> _RECORDS PROVIDED_:
__________________________________________________
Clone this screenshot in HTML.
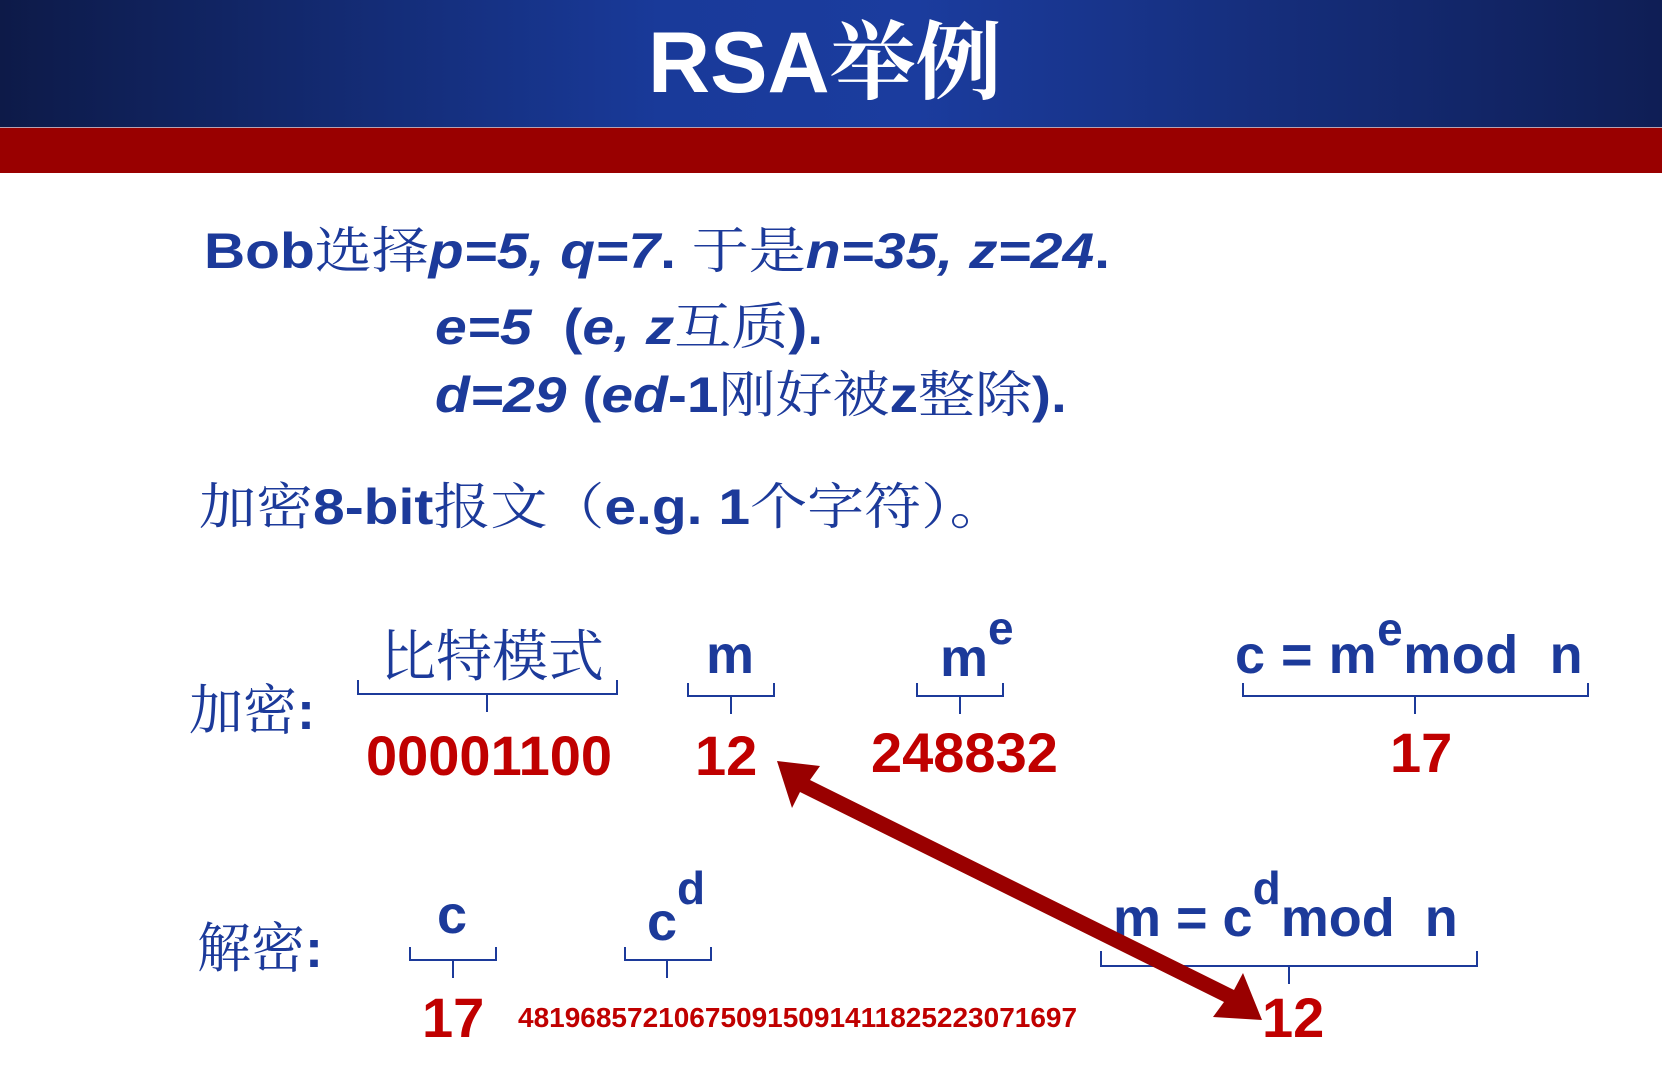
__________________________________________________
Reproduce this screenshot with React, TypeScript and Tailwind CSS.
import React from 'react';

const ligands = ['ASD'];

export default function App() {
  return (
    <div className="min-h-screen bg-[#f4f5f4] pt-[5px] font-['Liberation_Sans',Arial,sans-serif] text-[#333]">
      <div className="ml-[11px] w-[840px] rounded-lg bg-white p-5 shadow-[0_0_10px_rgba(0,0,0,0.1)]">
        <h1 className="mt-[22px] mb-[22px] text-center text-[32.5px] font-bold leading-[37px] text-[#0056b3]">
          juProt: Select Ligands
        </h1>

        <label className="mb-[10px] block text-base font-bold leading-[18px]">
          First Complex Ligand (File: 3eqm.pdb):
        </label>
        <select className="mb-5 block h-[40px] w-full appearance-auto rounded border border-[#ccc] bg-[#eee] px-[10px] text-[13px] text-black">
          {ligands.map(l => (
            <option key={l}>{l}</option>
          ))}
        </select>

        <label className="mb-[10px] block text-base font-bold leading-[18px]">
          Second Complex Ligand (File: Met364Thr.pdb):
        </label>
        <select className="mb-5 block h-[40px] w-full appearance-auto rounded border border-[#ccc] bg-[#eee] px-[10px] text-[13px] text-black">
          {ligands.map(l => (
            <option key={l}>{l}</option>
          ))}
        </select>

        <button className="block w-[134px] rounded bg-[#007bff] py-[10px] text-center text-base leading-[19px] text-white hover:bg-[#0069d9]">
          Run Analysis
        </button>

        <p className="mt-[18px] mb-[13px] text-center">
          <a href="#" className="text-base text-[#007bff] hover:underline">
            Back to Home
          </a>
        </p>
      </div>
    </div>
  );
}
__________________________________________________
> _EXERCISE DETAILS_: Above are the records; from them, give again exactly the lines from the one containing "Reproduce this screenshot" through the one containing "const ligands = ['ASD'];", both included.

> _EXERCISE SOLUTION_:
Reproduce this screenshot with React, TypeScript and Tailwind CSS.
import React from 'react';

const ligands = ['ASD'];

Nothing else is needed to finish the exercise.